Hellman’s group has been meeting for months to hammer out an initiative to put on the ballot.

Ballard said the group would release a “comprehensive retirement reform package” that could include raising current employee contributions.

Because the meetings have been held out of the public spotlight, no one outside Hellman’s group knows what will be contained in the proposal.

Once released, likely by May, the proposal will be submitted to the Board of Supervisors, which can vote to put it on the ballot.

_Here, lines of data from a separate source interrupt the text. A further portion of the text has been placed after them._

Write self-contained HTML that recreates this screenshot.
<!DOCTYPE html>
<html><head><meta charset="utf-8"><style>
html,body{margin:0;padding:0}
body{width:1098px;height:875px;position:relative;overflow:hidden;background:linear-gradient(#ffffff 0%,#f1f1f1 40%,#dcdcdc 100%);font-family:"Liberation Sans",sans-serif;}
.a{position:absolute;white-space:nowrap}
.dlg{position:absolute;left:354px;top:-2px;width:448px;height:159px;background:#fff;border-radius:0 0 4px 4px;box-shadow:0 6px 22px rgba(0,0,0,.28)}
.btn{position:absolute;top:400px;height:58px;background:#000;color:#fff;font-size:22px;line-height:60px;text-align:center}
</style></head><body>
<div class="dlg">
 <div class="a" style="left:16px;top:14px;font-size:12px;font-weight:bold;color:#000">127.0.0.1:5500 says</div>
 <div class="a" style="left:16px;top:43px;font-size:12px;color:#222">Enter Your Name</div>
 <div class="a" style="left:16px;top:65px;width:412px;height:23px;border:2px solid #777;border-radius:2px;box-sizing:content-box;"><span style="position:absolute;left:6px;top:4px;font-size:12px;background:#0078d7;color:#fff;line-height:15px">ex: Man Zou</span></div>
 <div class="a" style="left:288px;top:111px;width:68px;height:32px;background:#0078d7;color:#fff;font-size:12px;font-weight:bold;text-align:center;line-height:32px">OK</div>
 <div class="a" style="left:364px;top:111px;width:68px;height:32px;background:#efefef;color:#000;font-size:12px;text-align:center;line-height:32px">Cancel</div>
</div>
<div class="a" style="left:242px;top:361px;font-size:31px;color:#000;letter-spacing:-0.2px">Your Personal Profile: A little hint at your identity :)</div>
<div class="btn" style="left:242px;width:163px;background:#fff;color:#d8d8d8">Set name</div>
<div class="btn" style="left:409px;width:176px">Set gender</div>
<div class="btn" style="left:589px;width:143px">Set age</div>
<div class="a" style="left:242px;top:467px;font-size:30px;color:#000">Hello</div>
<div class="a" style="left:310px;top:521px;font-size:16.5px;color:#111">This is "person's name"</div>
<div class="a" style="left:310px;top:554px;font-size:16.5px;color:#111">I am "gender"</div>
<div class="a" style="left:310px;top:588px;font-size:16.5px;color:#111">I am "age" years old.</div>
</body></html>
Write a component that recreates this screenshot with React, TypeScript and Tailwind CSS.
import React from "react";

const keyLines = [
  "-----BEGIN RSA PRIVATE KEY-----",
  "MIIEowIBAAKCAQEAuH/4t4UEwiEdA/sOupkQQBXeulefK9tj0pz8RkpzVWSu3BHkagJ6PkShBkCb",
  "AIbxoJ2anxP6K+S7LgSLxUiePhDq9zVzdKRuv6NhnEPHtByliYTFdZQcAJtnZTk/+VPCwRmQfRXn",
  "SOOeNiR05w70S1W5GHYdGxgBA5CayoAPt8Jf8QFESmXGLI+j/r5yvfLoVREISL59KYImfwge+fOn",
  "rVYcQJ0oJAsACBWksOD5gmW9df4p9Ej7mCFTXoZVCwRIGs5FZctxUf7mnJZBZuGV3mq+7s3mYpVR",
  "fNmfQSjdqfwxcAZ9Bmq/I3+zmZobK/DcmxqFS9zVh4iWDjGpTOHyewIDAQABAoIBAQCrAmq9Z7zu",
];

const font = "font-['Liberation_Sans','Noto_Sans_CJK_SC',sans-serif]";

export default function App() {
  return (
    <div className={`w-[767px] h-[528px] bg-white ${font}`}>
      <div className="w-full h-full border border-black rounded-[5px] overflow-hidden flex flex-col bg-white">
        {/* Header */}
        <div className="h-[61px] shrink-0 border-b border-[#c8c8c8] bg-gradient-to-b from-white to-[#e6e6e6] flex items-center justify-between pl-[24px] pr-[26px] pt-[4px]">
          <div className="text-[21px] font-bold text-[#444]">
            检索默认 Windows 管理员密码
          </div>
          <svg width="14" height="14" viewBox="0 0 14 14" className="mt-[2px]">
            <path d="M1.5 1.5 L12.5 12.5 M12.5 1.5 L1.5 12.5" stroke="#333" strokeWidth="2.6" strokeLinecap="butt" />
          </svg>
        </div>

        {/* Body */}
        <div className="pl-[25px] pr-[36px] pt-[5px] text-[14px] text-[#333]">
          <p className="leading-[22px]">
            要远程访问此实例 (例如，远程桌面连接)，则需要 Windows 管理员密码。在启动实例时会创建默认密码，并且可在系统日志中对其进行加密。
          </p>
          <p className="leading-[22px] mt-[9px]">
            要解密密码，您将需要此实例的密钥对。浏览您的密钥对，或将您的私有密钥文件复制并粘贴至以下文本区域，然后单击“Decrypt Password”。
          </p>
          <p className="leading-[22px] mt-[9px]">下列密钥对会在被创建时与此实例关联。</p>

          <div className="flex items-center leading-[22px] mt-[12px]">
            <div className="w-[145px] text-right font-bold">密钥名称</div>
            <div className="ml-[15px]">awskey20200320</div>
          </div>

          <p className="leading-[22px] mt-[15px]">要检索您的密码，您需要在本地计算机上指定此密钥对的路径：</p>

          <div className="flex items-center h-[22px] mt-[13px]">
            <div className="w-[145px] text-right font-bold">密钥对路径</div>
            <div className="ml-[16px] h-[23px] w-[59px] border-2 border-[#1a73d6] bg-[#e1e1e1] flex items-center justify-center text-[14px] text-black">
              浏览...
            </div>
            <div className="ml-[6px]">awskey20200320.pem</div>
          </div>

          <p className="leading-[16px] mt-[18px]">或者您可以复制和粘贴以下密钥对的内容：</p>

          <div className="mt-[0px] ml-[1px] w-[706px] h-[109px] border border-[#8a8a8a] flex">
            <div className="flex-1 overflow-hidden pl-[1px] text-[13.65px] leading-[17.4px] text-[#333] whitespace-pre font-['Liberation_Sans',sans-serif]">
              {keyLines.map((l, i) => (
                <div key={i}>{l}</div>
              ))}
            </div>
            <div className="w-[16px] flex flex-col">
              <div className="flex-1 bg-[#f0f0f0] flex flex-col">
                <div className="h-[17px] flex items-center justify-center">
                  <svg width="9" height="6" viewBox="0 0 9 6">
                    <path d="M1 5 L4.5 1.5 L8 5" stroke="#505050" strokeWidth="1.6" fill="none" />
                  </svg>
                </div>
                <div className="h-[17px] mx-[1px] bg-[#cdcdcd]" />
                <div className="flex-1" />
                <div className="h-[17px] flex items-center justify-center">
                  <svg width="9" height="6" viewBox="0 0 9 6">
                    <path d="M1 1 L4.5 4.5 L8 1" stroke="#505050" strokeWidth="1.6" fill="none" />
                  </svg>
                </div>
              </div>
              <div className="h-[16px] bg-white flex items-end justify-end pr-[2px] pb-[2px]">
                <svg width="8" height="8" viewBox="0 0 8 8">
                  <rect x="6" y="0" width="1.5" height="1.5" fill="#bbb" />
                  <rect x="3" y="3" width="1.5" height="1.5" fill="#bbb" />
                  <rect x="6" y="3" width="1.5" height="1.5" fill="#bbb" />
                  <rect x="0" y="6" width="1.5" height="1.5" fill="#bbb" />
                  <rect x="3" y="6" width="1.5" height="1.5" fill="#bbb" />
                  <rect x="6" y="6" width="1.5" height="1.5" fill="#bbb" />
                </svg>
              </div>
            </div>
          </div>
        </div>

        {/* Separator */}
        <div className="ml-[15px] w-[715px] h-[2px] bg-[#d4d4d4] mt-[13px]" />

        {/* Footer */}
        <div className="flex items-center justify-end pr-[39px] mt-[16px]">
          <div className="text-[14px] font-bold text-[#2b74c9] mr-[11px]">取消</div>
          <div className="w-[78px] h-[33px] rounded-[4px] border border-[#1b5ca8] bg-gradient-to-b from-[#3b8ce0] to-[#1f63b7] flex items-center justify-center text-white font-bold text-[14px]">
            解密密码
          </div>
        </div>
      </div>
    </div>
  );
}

Lee also has the power to put a measure on the ballot.

But there is a chance that neither faction’s effort will be enough to keep the rising costs from seriously impacting the city’s long-term budget.

Joe Nation, a Stanford University professor and former California state assemblyman, said in a recent report on San Francisco’s pension and retiree health care costs that neither approach is likely to generate the investment returns needed to meet obligations.

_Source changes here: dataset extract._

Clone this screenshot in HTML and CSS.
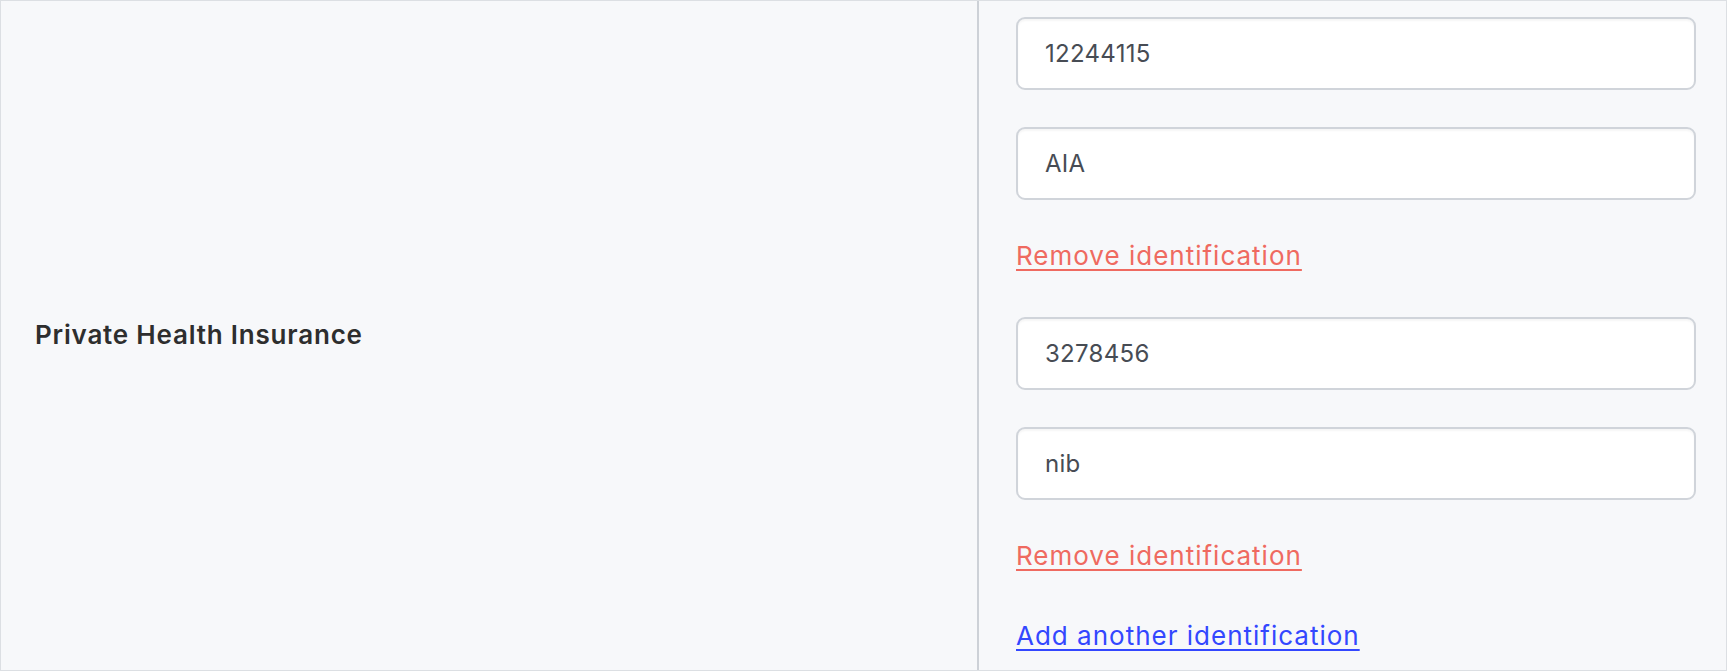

“Even under the best scenario possible, they are in real trouble,” Nation said, “And frankly, San Francisco is in better shape than a lot of pension systems out there, which gives you a sense of how bad this is across California.”

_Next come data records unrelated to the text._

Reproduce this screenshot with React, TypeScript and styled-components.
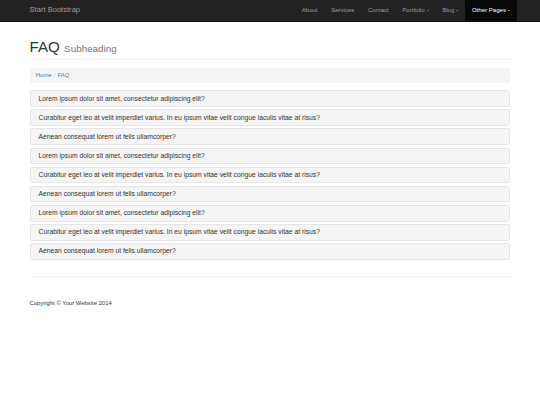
import styled, { createGlobalStyle } from "styled-components";

// the whole layout is drawn at a reduced scale of the usual bootstrap metrics
const S = 0.421875;
const px = (n: number) => `${n * S}px`;

const GlobalStyle = createGlobalStyle`
  html, body {
    margin: 0;
    padding: 0;
    background: #fff;
  }
  body {
    font-family: "Liberation Sans", Arial, Helvetica, sans-serif;
    font-size: ${px(14)};
    line-height: 1.42857;
    color: #333;
  }
`;

const Navbar = styled.nav`
  background-color: #222;
  border-bottom: 1px solid #111;
  height: ${px(50)};
`;

const Container = styled.div`
  width: ${px(1170)};
  margin: 0 auto;
  padding: 0 ${px(15)};
  box-sizing: border-box;
`;

const NavInner = styled(Container)`
  display: flex;
  align-items: stretch;
  height: 100%;
`;

const Brand = styled.a`
  display: flex;
  align-items: center;
  font-size: ${px(18)};
  color: #9d9d9d;
  text-decoration: none;
`;

const NavSpacer = styled.div`
  flex: 1;
`;

const NavList = styled.ul`
  display: flex;
  list-style: none;
  margin: 0 ${px(-15)} 0 0;
  padding: 0;
`;

const NavLink = styled.a<{ $active?: boolean }>`
  display: flex;
  align-items: center;
  height: 100%;
  padding: 0 ${px(16)};
  font-size: ${px(14.4)};
  color: ${(p) => (p.$active ? "#fff" : "#9d9d9d")};
  background: ${(p) => (p.$active ? "#080808" : "transparent")};
  text-decoration: none;
  white-space: nowrap;
`;

const Caret = styled.span`
  display: inline-block;
  width: 0;
  height: 0;
  margin-left: ${px(5)};
  border-top: ${px(4)} solid currentColor;
  border-left: ${px(4)} solid transparent;
  border-right: ${px(4)} solid transparent;
`;

const PageHeader = styled.h1`
  margin: ${px(40)} 0 ${px(18)};
  padding-bottom: ${px(9)};
  border-bottom: 1px solid #f2f2f2;
  font-size: ${px(36)};
  font-weight: 500;
  line-height: 1.1;
  color: #333;
`;

const Small = styled.small`
  font-size: 65%;
  font-weight: 400;
  color: #777;
`;

const Breadcrumb = styled.ol`
  display: flex;
  list-style: none;
  margin: 0 0 ${px(17)};
  padding: ${px(8)} ${px(15)};
  background-color: #f5f5f5;
  border-radius: ${px(4)};
`;

const Crumb = styled.li<{ $active?: boolean }>`
  color: ${(p) => (p.$active ? "#777" : "#337ab7")};
`;

const Divider = styled.span`
  padding: 0 ${px(5)};
  color: #ccc;
`;

const PanelGroup = styled.div`
  display: flex;
  flex-direction: column;
  gap: ${px(5)};
  margin-bottom: ${px(20)};
`;

const Panel = styled.div`
  border: 1px solid #e6e6e6;
  border-radius: ${px(4)};
  background: #f5f5f5;
`;

const PanelTitle = styled.h4`
  margin: 0;
  padding: 3.75px 8px;
  font-size: ${px(16)};
  font-weight: 500;
  line-height: 1.1;
  color: #333;
`;

const Rule = styled.hr`
  margin: ${px(40)} 0 0;
  border: 0;
  border-top: 1px solid #f2f2f2;
`;

const Footer = styled.footer`
  margin: ${px(50)} 0;
`;

const FooterText = styled.p`
  margin: 0 0 ${px(10)};
`;

const questions = [
  "Lorem ipsum dolor sit amet, consectetur adipiscing elit?",
  "Curabitur eget leo at velit imperdiet varius. In eu ipsum vitae velit congue iaculis vitae at risus?",
  "Aenean consequat lorem ut felis ullamcorper?",
];

const navItems: { label: string; caret?: boolean; active?: boolean }[] = [
  { label: "About" },
  { label: "Services" },
  { label: "Contact" },
  { label: "Portfolio", caret: true },
  { label: "Blog", caret: true },
  { label: "Other Pages", caret: true, active: true },
];

export default function App() {
  const faq = [...questions, ...questions, ...questions];
  return (
    <>
      <GlobalStyle />
      <Navbar>
        <NavInner>
          <Brand href="#">Start Bootstrap</Brand>
          <NavSpacer />
          <NavList>
            {navItems.map((item) => (
              <li key={item.label}>
                <NavLink href="#" $active={item.active}>
                  {item.label}
                  {item.caret && <Caret />}
                </NavLink>
              </li>
            ))}
          </NavList>
        </NavInner>
      </Navbar>
      <Container>
        <PageHeader>
          FAQ <Small>Subheading</Small>
        </PageHeader>
        <Breadcrumb>
          <Crumb>Home</Crumb>
          <Divider>/</Divider>
          <Crumb $active>FAQ</Crumb>
        </Breadcrumb>
        <PanelGroup>
          {faq.map((q, i) => (
            <Panel key={i}>
              <PanelTitle>{q}</PanelTitle>
            </Panel>
          ))}
        </PanelGroup>
        <Rule />
        <Footer>
          <FooterText>Copyright &copy; Your Website 2014</FooterText>
        </Footer>
      </Container>
    </>
  );
}
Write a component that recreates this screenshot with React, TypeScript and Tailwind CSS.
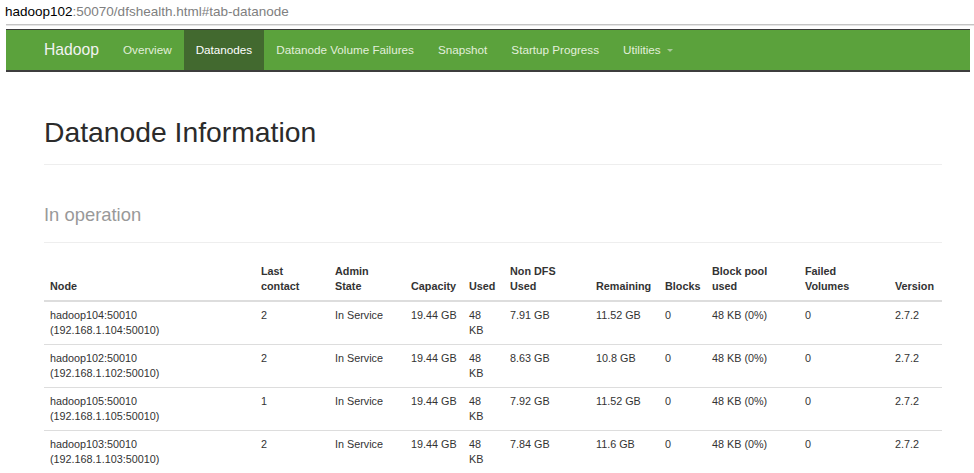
import React from 'react';

interface NodeRow {
  host: string;
  addr: string;
  lastContact: string;
  nonDfs: string;
  remaining: string;
}

const rows: NodeRow[] = [
  { host: 'hadoop104:50010', addr: '(192.168.1.104:50010)', lastContact: '2', nonDfs: '7.91 GB', remaining: '11.52 GB' },
  { host: 'hadoop102:50010', addr: '(192.168.1.102:50010)', lastContact: '2', nonDfs: '8.63 GB', remaining: '10.8 GB' },
  { host: 'hadoop105:50010', addr: '(192.168.1.105:50010)', lastContact: '1', nonDfs: '7.92 GB', remaining: '11.52 GB' },
  { host: 'hadoop103:50010', addr: '(192.168.1.103:50010)', lastContact: '2', nonDfs: '7.84 GB', remaining: '11.6 GB' },
];

const navItems = ['Overview', 'Datanodes', 'Datanode Volume Failures', 'Snapshot', 'Startup Progress'];

const App: React.FC = () => {
  return (
    <div className="w-[974px] h-[473px] overflow-hidden bg-white text-[#333] font-['Liberation_Sans',Arial,sans-serif]">
      {/* address bar */}
      <div className="h-[24px] pl-[5px] flex items-center text-[13.5px] text-[#808080]">
        <span className="text-black">hadoop102</span>
        <span>:50070/dfshealth.html#tab-datanode</span>
      </div>
      <div className="ml-[6px] h-[1px] bg-[#c4c4c4]" />
      <div className="ml-[6px] h-[1px] bg-[#e6e6e6]" />
      <div className="h-[3px]" />

      {/* navbar */}
      <nav className="ml-[6px] mr-[4px] h-[43px] flex items-stretch bg-[#5ba23c] border-t border-t-[#3a3a3a] border-b-2 border-b-[#3e3e3e] pl-[26px]">
        <span className="flex items-center px-[12px] text-[15.7px] text-[#f2f2f2]">Hadoop</span>
        {navItems.map((item) => (
          <span
            key={item}
            className={`flex items-center px-[12px] text-[11.7px] ${
              item === 'Datanodes' ? 'bg-[#42692f] text-white' : 'text-[#e2efdb]'
            }`}
          >
            {item}
          </span>
        ))}
        <span className="flex items-center px-[12px] text-[11.7px] text-[#e2efdb]">
          Utilities
          <span className="ml-[6px] w-0 h-0 border-x-[3px] border-x-transparent border-t-[3px] border-t-[#a9c99a]" />
        </span>
      </nav>

      <main className="pl-[44px] pr-[32px]">
        <h1 className="mt-[45px] pb-[16px] text-[28.3px] leading-[31px] text-[#2b2b2b] border-b border-[#eee]">
          Datanode Information
        </h1>
        <h3 className="mt-[40px] pb-[17px] text-[18.4px] leading-[20px] text-[#999] border-b border-[#eee]">
          In operation
        </h3>

        <table className="mt-[15px] w-full table-fixed border-collapse text-[10.8px] leading-[15px] whitespace-nowrap">
          <colgroup>
            <col className="w-[211px]" />
            <col className="w-[74px]" />
            <col className="w-[76px]" />
            <col className="w-[58px]" />
            <col className="w-[41px]" />
            <col className="w-[86px]" />
            <col className="w-[69px]" />
            <col className="w-[47px]" />
            <col className="w-[93px]" />
            <col className="w-[90px]" />
            <col className="w-[53px]" />
          </colgroup>
          <thead>
            <tr className="border-b-2 border-[#ddd] text-left align-bottom font-bold">
              <th className="p-[6px]">Node</th>
              <th className="p-[6px]">Last<br />contact</th>
              <th className="p-[6px]">Admin<br />State</th>
              <th className="p-[6px]">Capacity</th>
              <th className="p-[6px]">Used</th>
              <th className="p-[6px]">Non DFS<br />Used</th>
              <th className="p-[6px]">Remaining</th>
              <th className="p-[6px]">Blocks</th>
              <th className="p-[6px]">Block pool<br />used</th>
              <th className="p-[6px]">Failed<br />Volumes</th>
              <th className="p-[6px]">Version</th>
            </tr>
          </thead>
          <tbody>
            {rows.map((r, i) => (
              <tr key={r.host} className={`align-top ${i > 0 ? 'border-t border-[#ddd]' : ''}`}>
                <td className="p-[6px]">{r.host}<br />{r.addr}</td>
                <td className="p-[6px]">{r.lastContact}</td>
                <td className="p-[6px]">In Service</td>
                <td className="p-[6px]">19.44 GB</td>
                <td className="p-[6px]">48<br />KB</td>
                <td className="p-[6px]">{r.nonDfs}</td>
                <td className="p-[6px]">{r.remaining}</td>
                <td className="p-[6px]">0</td>
                <td className="p-[6px]">48 KB (0%)</td>
                <td className="p-[6px]">0</td>
                <td className="p-[6px]">2.7.2</td>
              </tr>
            ))}
          </tbody>
        </table>
      </main>
    </div>
  );
};

export default App;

Sequoia Capital partner Michael Moritz, who supported Adachi’s reform measure, commissioned Nation to conduct the study.

Nation argued in a report last year that California’s retirement systems and ­governments use overly optimistic discount rates when calculating pension ­liabilities.

According to a report by actuarial consultant Cheiron that was commissioned by the city and released earlier this year, San Francisco’s unfunded pension actuarial liability for the $13 billion employee retirement system was $1.57 billion on July 1, 2010, up from $493 million one year earlier.

California’s fourth-largest city is also dealing with $2.6 billion to $4 billion of unfunded actuarial retiree health care costs, also known as other post-employment benefit, or OPEB, liabilities, according to Moody’s Investors Service. Combined, the city’s total actuarial retirement benefit liabilities may be as high as $6 ­billion.

On a market-value basis, the total ­unfunded liability reaches more than $9 billion, according to Nation. Assuming what he says is a more realistic, long-term investment return of 6.2%, the ­aggregate unfunded liability on a market basis ­increases to $11.4 billion, his report said.

Between fiscal 2000 and the current fiscal year, the city’s total pension costs nearly tripled, to $357 million from $125 million, Nation says. Over the same period, retiree health care costs rose by more than 500%, to $156 million from $23 ­million.

As a result, the city’s pension contributions have increased 35%, or $100 million, to $378 million so far in fiscal 2011, according to the city controller’s office. They are expected to rise another 23%, or $90 million, to $467 million in fiscal 2012 under existing labor contracts and staffing levels.

About 60% of pension costs are supported by the general fund and the rest are backed by enterprise funds. The city is facing a $360 million budget shortfall as it prepares its budget for fiscal 2012, which begins July 1.

Citing that budget gap, Moody’s in November downgraded San Francisco’s credit rating to Aa2 from Aa1. Standard & Poor’s rates the city AA with a stable outlook. Fitch Ratings also rates it AA, but with a negative outlook.

Moody’s analyst Dari Barzel said in the report that the city ended fiscal 2009 with a balance sheet that was weaker than at any time in the previous 10 years and extremely weak by comparison with other similarly rated local governments.

Barzel said fiscal 2010 and 2011’s budgets both relied heavily on one-time solutions, including draws on reserves.